Thought Under Threat : On Superstition, Spite, and Stupidity
Miguel de Beistegui

Thought under Threat reveals and combats the forces diminishing the power and role of critical thinking, whether in our individual lives or collectively. Thought under Threat is an attempt to understand the tendencies that threaten thinking from within. These tendencies have always existed. But today they are on the rise and frequently encouraged, even in our democracies. People “disagree” with science and distrust experts. Political leaders appeal to the hearts and guts of “the people,” rather than their critical faculties. Stupidity has become a right, if not a badge of honor; superstition is on the rise; and spite is a major political force. Thinking is considered “elitist.” To see those obstacles as vices of thought, Miguel de Beistegui argues, we need to understand stupidity not as a lack of intelligence or judgment, but as the tendency to raise false problems and trivial questions. Similarly, we need to see spite not as a moral vice, but as a poison that blurs and distorts our critical faculties.

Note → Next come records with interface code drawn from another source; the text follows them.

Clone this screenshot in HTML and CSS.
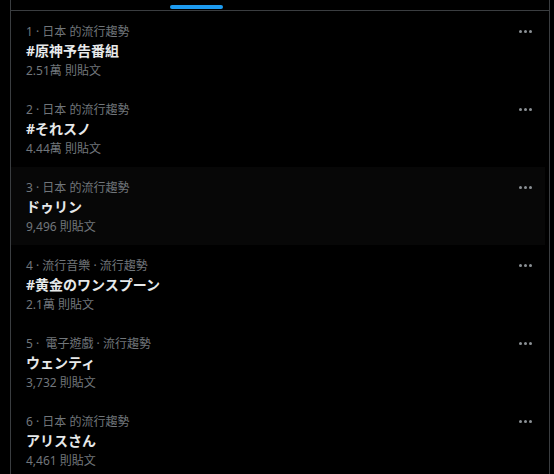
FILE: index.html
```html
<!DOCTYPE html>
<html lang="zh-Hant">
<head>
<meta charset="utf-8">
<link rel="stylesheet" href="styles.css">
</head>
<body>
<div class="panel">
  <div class="tabs"><div class="indicator"></div></div>
  <div class="list">
    <div class="row">
      <div class="info">
        <div class="meta">1 · 日本 的流行趨勢</div>
        <div class="title">#原神予告番組</div>
        <div class="count">2.51萬 則貼文</div>
      </div>
      <div class="more"><span></span><span></span><span></span></div>
    </div>
    <div class="row">
      <div class="info">
        <div class="meta">2 · 日本 的流行趨勢</div>
        <div class="title">#それスノ</div>
        <div class="count">4.44萬 則貼文</div>
      </div>
      <div class="more"><span></span><span></span><span></span></div>
    </div>
    <div class="row hover">
      <div class="info">
        <div class="meta">3 · 日本 的流行趨勢</div>
        <div class="title">ドゥリン</div>
        <div class="count">9,496 則貼文</div>
      </div>
      <div class="more"><span></span><span></span><span></span></div>
    </div>
    <div class="row">
      <div class="info">
        <div class="meta">4 · 流行音樂 · 流行趨勢</div>
        <div class="title">#黄金のワンスプーン</div>
        <div class="count">2.1萬 則貼文</div>
      </div>
      <div class="more"><span></span><span></span><span></span></div>
    </div>
    <div class="row">
      <div class="info">
        <div class="meta">5 ·  電子遊戲 · 流行趨勢</div>
        <div class="title">ウェンティ</div>
        <div class="count">3,732 則貼文</div>
      </div>
      <div class="more"><span></span><span></span><span></span></div>
    </div>
    <div class="row">
      <div class="info">
        <div class="meta">6 · 日本 的流行趨勢</div>
        <div class="title">アリスさん</div>
        <div class="count">4,461 則貼文</div>
      </div>
      <div class="more"><span></span><span></span><span></span></div>
    </div>
  </div>
</div>
</body>
</html>
```
FILE: styles.css
```css
html, body {
  margin: 0;
  padding: 0;
  background: #000;
  height: 100%;
  overflow: hidden;
}
body {
  font-family: "Noto Sans", "Noto Sans CJK TC", "Noto Sans CJK JP", sans-serif;
  color: #e7e9ea;
}
.panel {
  margin-left: 10px;
  width: 538px;
  min-height: 100%;
  border-left: 1px solid #3a3d40;
  border-right: 1px solid #3a3d40;
}
.tabs {
  box-sizing: border-box;
  height: 11px;
  padding-top: 5px;
  border-bottom: 1px solid #3a3d40;
}
.indicator {
  margin-left: 159px;
  width: 53px;
  height: 4px;
  border-radius: 2px;
  background: #1d9bf0;
}
.list {
  margin-right: 4px;
}
.row {
  display: flex;
  justify-content: space-between;
  align-items: flex-start;
  padding: 13px 13px 10px 15px;
  height: 55px;
}
.row.hover {
  background: #070707;
}
.meta, .count {
  font-size: 12px;
  line-height: 16px;
  color: #71767b;
  white-space: pre;
}
.title {
  margin-top: 1px;
  font-size: 14px;
  line-height: 20px;
  font-weight: 700;
  color: #e7e9ea;
}
.count {
  margin-top: 2px;
}
.more {
  display: flex;
  gap: 2px;
  padding-top: 6px;
}
.more span {
  width: 3px;
  height: 3px;
  border-radius: 50%;
  background: #8b9095;
}
```
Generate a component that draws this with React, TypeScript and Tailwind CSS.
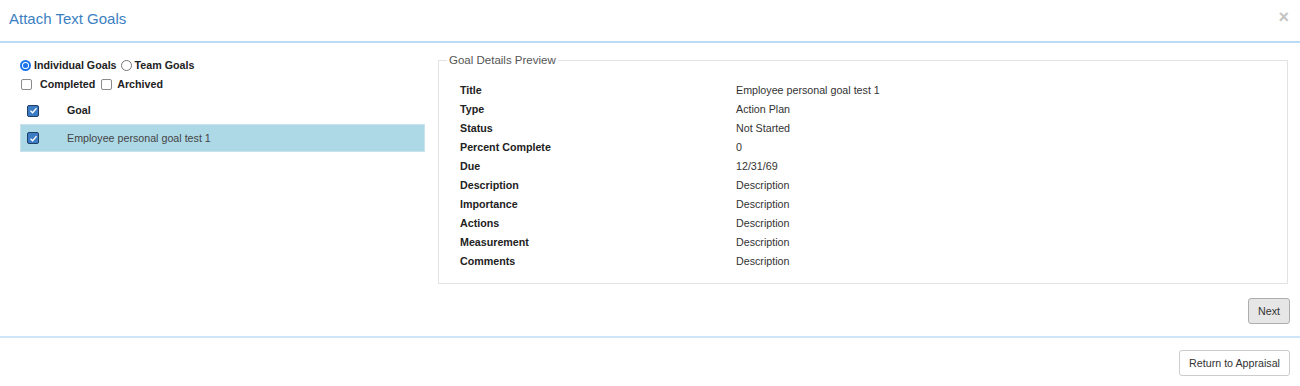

Finally, superstition is best described not as a set of false beliefs, but as a system that neutralizes one's ability to think for oneself. For de Beistegui, thinking is intrinsically democratic and a necessary condition for the exercise of freedom. Thought under Threat shows how a training of thought itself can be used to ward off those vices, lead to productive deliberation, and, ultimately, create a thinking community.